First-Date Celebration: Chances are, the place was romantic enough to inspire the two of you; let that same spirit infuse your dinner. Hold the party at the site of your first date and name tables after other spots that are meaningful to you.
Hoedown: A country-themed bash, complete with a square-dance caller, will keep guests entertained. Serve southern favorites like fried chicken and cornbread so guests can do-si-do the night away.
Hosting the party in a unique location can also give the celebration a different feel. Venues to consider: a bowling alley, a beer garden, or even a local park for a casual barbecue. Restaurants are a popular choice for good reason: The staff can handle every aspect of the evening, from cocktails to menu to music to flowers.
A beach or a pretty yard requires little extra decoration (if you're thinkingn about budget). Remember it's not the wedding reception and you don't necessarily need over-the-top centerpieces. If you're tying the knot in a temperate climate, you'll find that the open air will boost your party spirit, especially if you have guests traveling from places plagued with nasty weather. If you can find a location that will allow you to have the party outside, it's even better. People can really relax and mingle.
Guests will love the story behind the locale if you bring them to one of your most memorable spots. Hold your party at the microbrewery where the two of you met, the Italian restaurant where you had your first date, or the beautiful park where he proposed.
The rehearsal-dinner guest list typically includes close family members and anyone participating in the wedding ceremony (including the officiant), plus their spouses or dates. It's also considerate to invite your out-of-town guests to the festivities. However, if you end up with a long list of people to include, you can keep costs down by serving only cocktails and hors d'oeuvres or desserts as opposed to a full meal.
The rehearsal dinner schedule is traditionally held the night before the wedding, most often a Friday. Usually, the ceremony rehearsal begins around 5:30 p.m. (which gives wedding-party members enough time to get out of work and head to the venue) and typically lasts about 30 to 45 minutes. The dinner takes place immediately after the rehearsal, usually around 7 p.m. For a Sunday or holiday wedding, you have more options, and some couples decide to hold the rehearsal dinner two nights before the wedding so that everyone has more time to relax and recuperate before the big day. If most attendants won't be arriving until late on the eve of your wedding, a breakfast celebration the morning of the wedding is also acceptable.
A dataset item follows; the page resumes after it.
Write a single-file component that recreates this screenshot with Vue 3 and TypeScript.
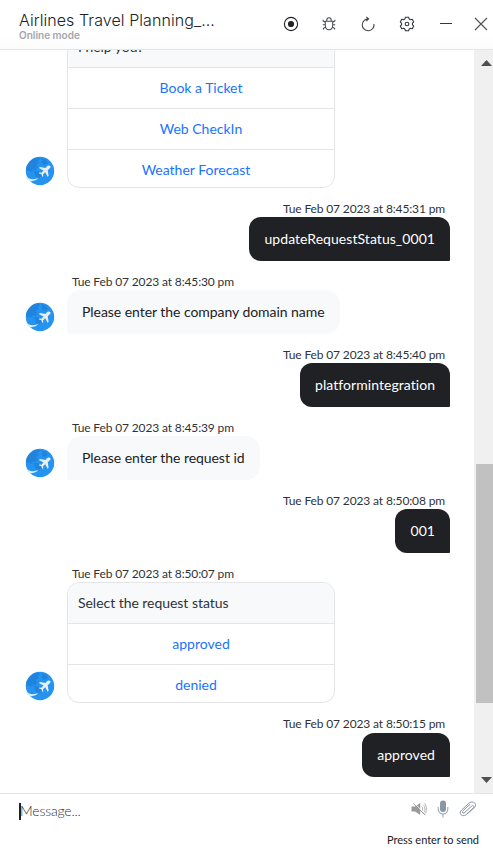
<script setup lang="ts">
interface Message {
  id: number
  from: 'bot' | 'user'
  time?: string
  text: string
  options?: string[]
}

const messages: Message[] = [
  { id: 1, from: 'bot', text: 'I help you?', options: ['Book a Ticket', 'Web CheckIn', 'Weather Forecast'] },
  { id: 2, from: 'user', time: 'Tue Feb 07 2023 at 8:45:31 pm', text: 'updateRequestStatus_0001' },
  { id: 3, from: 'bot', time: 'Tue Feb 07 2023 at 8:45:30 pm', text: 'Please enter the company domain name' },
  { id: 4, from: 'user', time: 'Tue Feb 07 2023 at 8:45:40 pm', text: 'platformintegration' },
  { id: 5, from: 'bot', time: 'Tue Feb 07 2023 at 8:45:39 pm', text: 'Please enter the request id' },
  { id: 6, from: 'user', time: 'Tue Feb 07 2023 at 8:50:08 pm', text: '001' },
  { id: 7, from: 'bot', time: 'Tue Feb 07 2023 at 8:50:07 pm', text: 'Select the request status', options: ['approved', 'denied'] },
  { id: 8, from: 'user', time: 'Tue Feb 07 2023 at 8:50:15 pm', text: 'approved' },
]
</script>

<template>
  <div class="chat">
    <header class="header">
      <div class="heading">
        <div class="title">Airlines Travel Planning_...</div>
        <div class="mode">Online mode</div>
      </div>
      <div class="actions">
        <svg width="16" height="16" viewBox="0 0 16 16" fill="none" stroke="#202124">
          <circle cx="8" cy="8" r="6.6" stroke-width="1.1" />
          <circle cx="8" cy="8" r="3.1" fill="#202124" stroke="none" />
        </svg>
        <svg width="16" height="16" viewBox="0 0 16 16" fill="none" stroke="#4a4c50" stroke-width="1.05">
          <path d="M4.3 5.2h7.4v4.3c0 2.6-1.4 4.2-3.7 4.2s-3.7-1.6-3.7-4.2zM5.8 5V4a2.2 2.2 0 0 1 4.4 0v1M4.3 6.2 2.1 5V3.8M11.7 6.2 13.9 5V3.8M4.2 8.7H1.8M11.8 8.7h2.4M4.6 11.2l-2.2 1.1v1.2M11.4 11.2l2.2 1.1v1.2" />
        </svg>
        <svg width="16" height="16" viewBox="0 0 16 16" fill="none" stroke="#414347" stroke-width="1.1">
          <path d="M8.4 2.9A5.9 5.9 0 1 0 14 8M6.3.9l2.3 1.9-2.2 2.2" />
        </svg>
        <svg width="16" height="16" viewBox="0 0 16 16" fill="none" stroke="#35373a" stroke-width="1.1" stroke-linejoin="round">
          <path d="M6.4 1.2h3.2l.6 1.9 1.1.6 2-.4 1.4 2.6L13.4 7.4v1.2l1.3 1.5-1.4 2.6-2-.4-1.1.6-.6 1.9H6.4l-.6-1.9-1.1-.6-2 .4-1.4-2.6 1.3-1.5V7.4L1.3 5.9l1.4-2.6 2 .4 1.1-.6z" />
          <circle cx="8" cy="8" r="1.8" />
        </svg>
        <svg width="16" height="16" viewBox="0 0 16 16" stroke="#35373a"><path d="M2 7.5h12" /></svg>
        <svg width="16" height="16" viewBox="0 0 16 16" stroke="#505257" stroke-width="1.1"><path d="m2 2 12 12m0-12-12 12" /></svg>
      </div>
    </header>

    <div class="body">
      <main class="messages">
        <div v-for="m in messages" :key="m.id" class="message" :class="m.from">
          <svg v-if="m.from === 'bot'" class="avatar" width="30" height="30" viewBox="0 0 30 30">
            <circle cx="15" cy="15" r="14.2" fill="#2494f0" />
            <path d="M4 6.5 9 2.2l4.7-.9 1.5 2-2.6 1.3 1.2 2.4-3.2 2.4 2.1 1.6-2 3.2-3.4-1.1.2 3.1-4.2-1.6-2.3.3.4-4.2zM16 2l5.5 1.7 1.2 3.8-4.1 1.4-2.1-2.6 1-2.4zM9 15l5 .5 2.5 4.1-2.8 3.7-2.9-2.5z" fill="#1f7fd9" opacity=".8" />
            <path d="M1 20.6c3.2 3 8.4 3.4 13 1-3.4 3.9-9 4.8-12 1.8z" fill="#dfeef6" />
            <path transform="translate(4.2 2.9) scale(.82)" d="M25.9 9c.8.8-.2 2-2 3.7l-1.3 1.2 1.1 6.8-1.3 1.2-2.8-5.6-2.7 2.4.2 2.5-1 .9-1.2-3.3-3.4-1.3 1-1 2.5.3 2.4-2.8-5.5-2.9 1.2-1.2 6.8 1.1 1.2-1.4c1.6-1.7 3.8-1.9 4.8-.6z" fill="#e9eff0" />
          </svg>
          <div class="content">
            <div v-if="m.time" class="time">{{ m.time }}</div>
            <div v-if="m.options" class="card">
              <div class="card-title">{{ m.text }}</div>
              <button v-for="o in m.options" :key="o" class="option">{{ o }}</button>
            </div>
            <div v-else class="bubble">{{ m.text }}</div>
          </div>
        </div>
      </main>
      <div class="scrollbar">
        <svg class="arrow" width="11" height="6" viewBox="0 0 11 6"><path d="M0 6 5.5 0 11 6z" fill="#505050" /></svg>
        <div class="track"><div class="thumb"></div></div>
        <svg class="arrow" width="11" height="6" viewBox="0 0 11 6"><path d="M0 0h11L5.5 6z" fill="#505050" /></svg>
      </div>
    </div>

    <footer class="footer">
      <div class="composer">
        <div class="input"><span class="caret"></span><span class="placeholder">Message...</span></div>
        <div class="tools">
          <svg width="16" height="16" viewBox="0 0 16 16">
            <path d="M.5 5.4h3.6L9.2 2v12l-5.1-3.4H.5z" fill="#999" />
            <path d="M10.6 5.2c1.4 1.7 1.4 3.9 0 5.6M12.2 3.6c2.3 2.6 2.3 6.2 0 8.8M13.6 2.2c2.4 3.2 2.4 8.4 0 11.6" fill="none" stroke="#b5b5b5" />
            <path d="M3.2 2.2 14.8 13.4" stroke="#fff" stroke-width=".8" />
            <path d="M2.4 2.6 14.2 14" stroke="#999" />
          </svg>
          <svg width="12" height="18" viewBox="0 0 12 18">
            <rect x="3" y=".5" width="6" height="11.5" rx="3" fill="#8996a5" />
            <path d="M1.2 7v2.3a4.8 4.8 0 0 0 9.6 0V7M6 14v3.5" fill="none" stroke="#9ca7b3" stroke-width="1.1" />
          </svg>
          <svg width="18" height="16" viewBox="0 0 18 16" fill="none" stroke="#8793a2" stroke-linecap="round">
            <path d="m5 12.1 7.5-6.9c1.6-1.5 3.5.3 2 1.8l-7.1 6.4c-3.6 3.3-8.6-.7-4.9-4.3L10 2.2c3.8-3.4 9 .8 5.3 4.4L9.2 12M4.8 12c-1.8.3-2-1.2-.8-2.3l6.8-6.1" />
          </svg>
        </div>
      </div>
      <div class="hint">Press enter to send</div>
    </footer>
  </div>
</template>

<style>
body {
  background: #fff;
  overflow: hidden;
}
</style>

<style scoped>
.chat {
  width: 493px;
  height: 848px;
  display: flex;
  flex-direction: column;
  box-sizing: border-box;
  font-family: Lato, "Liberation Sans", sans-serif;
  color: #202124;
  background: #fff;
  overflow: hidden;
}
.chat * {
  box-sizing: border-box;
}
.header {
  flex: none;
  height: 50px;
  display: flex;
  justify-content: space-between;
  border-bottom: 1px solid #e4e5e7;
  background: linear-gradient(#fff 60%, #fcfcfc);
  padding-left: 19px;
}
.heading {
  padding-top: 10px;
  font-family: Inter, sans-serif;
  white-space: nowrap;
}
.title {
  font-size: 16px;
  line-height: 20px;
  font-weight: 300;
  letter-spacing: 0.07px;
  color: #202124;
}
.mode {
  font-size: 10px;
  line-height: 10px;
  font-weight: 600;
  color: #a2a6ad;
}
.actions {
  display: flex;
  gap: 22.8px;
  padding: 16px 4.4px 0 0;
}
.actions svg {
  flex: none;
}
.actions svg:last-child {
  margin-left: -4px;
}
.body {
  flex: none;
  height: 743px;
  display: flex;
}
.messages {
  width: 474px;
  height: 743px;
  padding: 0 24px 16px 25px;
  overflow: hidden;
  display: flex;
  flex-direction: column;
  justify-content: flex-end;
  gap: 13px;
}
.message {
  flex: none;
  display: flex;
  align-items: flex-end;
}
.message.user {
  justify-content: flex-end;
}
.avatar {
  flex: none;
  margin: 0 12px 2px 0;
}
.content {
  display: flex;
  flex-direction: column;
  align-items: flex-start;
}
.user .content {
  align-items: flex-end;
}
.time {
  height: 16px;
  line-height: 15px;
  font-size: 12px;
  padding: 0 5px;
  color: #303236;
  white-space: nowrap;
  letter-spacing: -0.14px;
}
.message:last-child .time {
  height: 17px;
}
.bubble {
  height: 44px;
  padding: 0 15px;
  line-height: 44px;
  font-size: 14px;
  white-space: nowrap;
}
.bot .bubble {
  background: #f8f9fb;
  border-radius: 14px 14px 14px 2px;
  letter-spacing: -0.05px;
}
.user .bubble {
  background: #202124;
  color: #fff;
  border-radius: 12px 12px 1px 12px;
  letter-spacing: 0.05px;
}
.card {
  width: 268px;
  border: 1px solid #e4e5e7;
  border-radius: 12px;
  overflow: hidden;
  font-size: 14px;
}
.card-title {
  height: 40px;
  line-height: 39px;
  padding-left: 10px;
  background: #f8f9fb;
  color: #303236;
  letter-spacing: -0.04px;
}
.option {
  display: block;
  width: 100%;
  height: 41px;
  padding: 0 10px 0 10px;
  border: 0;
  border-top: 1px solid #e4e5e7;
  background: none;
  font: inherit;
  line-height: 40px;
  color: #1a73ff;
  text-align: center;
}
.option:last-child {
  height: 39px;
  padding: 0 20px 0 10px;
  margin-bottom: -1px;
}
.scrollbar {
  width: 19px;
  background: #f0f0f0;
  display: flex;
  flex-direction: column;
  align-items: flex-end;
  padding: 10px 0;
}
.arrow {
  flex: none;
  margin-right: 1px;
}
.track {
  flex: 1;
  width: 17px;
  padding-top: 398px;
}
.thumb {
  height: 239px;
  background: #c1c1c1;
}
.footer {
  flex: 1;
  border-top: 1px solid #e4e5e7;
}
.composer {
  display: flex;
  justify-content: space-between;
  align-items: flex-start;
  height: 37px;
  padding: 6px 16px 0 19px;
}
.input {
  display: flex;
  align-items: center;
  padding-top: 3px;
  font-size: 14px;
  font-weight: 300;
}
.caret {
  width: 2px;
  height: 17px;
  background: #202124;
}
.placeholder {
  margin: -2px 0 0 -1px;
  line-height: 17px;
  color: #303236;
  letter-spacing: -0.2px;
}
.tools {
  display: flex;
  align-items: center;
  gap: 10px;
}
.hint {
  padding-right: 14px;
  text-align: right;
  font-size: 11px;
  line-height: 18px;
  letter-spacing: -0.03px;
}
</style>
The easiest way to choose the food? Host the rehearsal dinner at your favorite restaurant! You know you'll be getting top-notch grub from the get-go. Or, serve up hometown favorites—especially if you'll be introducing guests from out-of-town to your local cuisine. Chicago pizza, New Orleans Cajun, Tex-Mex, Maine lobster—your guests will eat it up. Plus, with fewer guests than you'll be feeding on the big day, you will have fewer likes and dislikes to worry about—so be daring. Serve up a fajita-filled fiesta at your local cantina. Or kick in some foreign flavor with Thai, Indian, or Greek food.
It's customary for the host to welcome guests at the beginning of the party. But because the atmosphere at a rehearsal dinner tends to be relaxed, some guests may also want to get up and say a few words about you, so consider opening the floor. Don't be surprised if there's as much roasting as there is toasting — and take it all in good humor. You and your groom should also plan on making short speeches yourselves (either after the host does or just before the evening ends).
The rehearsal dinner is also the traditional time to present gifts to members of the wedding party (especially if the gifts are items you'd like them to wear during the wedding), as well as to the parents, to thank them for their love, guidance, and support.
Before the dinner comes to an end, take a moment to slip in any announcements about the wedding day. Double-check that everyone in the wedding party knows what items they're supposed to bring and when and where they're expected to arrive to get ready. If you have a larger audience, remind guests about any activities for them the next day, as well as pickup times and locations for transportation you've arranged to get them to and from the ceremony.
Experts recommend that you do something fun and simple. After you and your fiancé have worked so hard to plan your wedding together, you deserve to enjoy this evening with each other and your loved ones.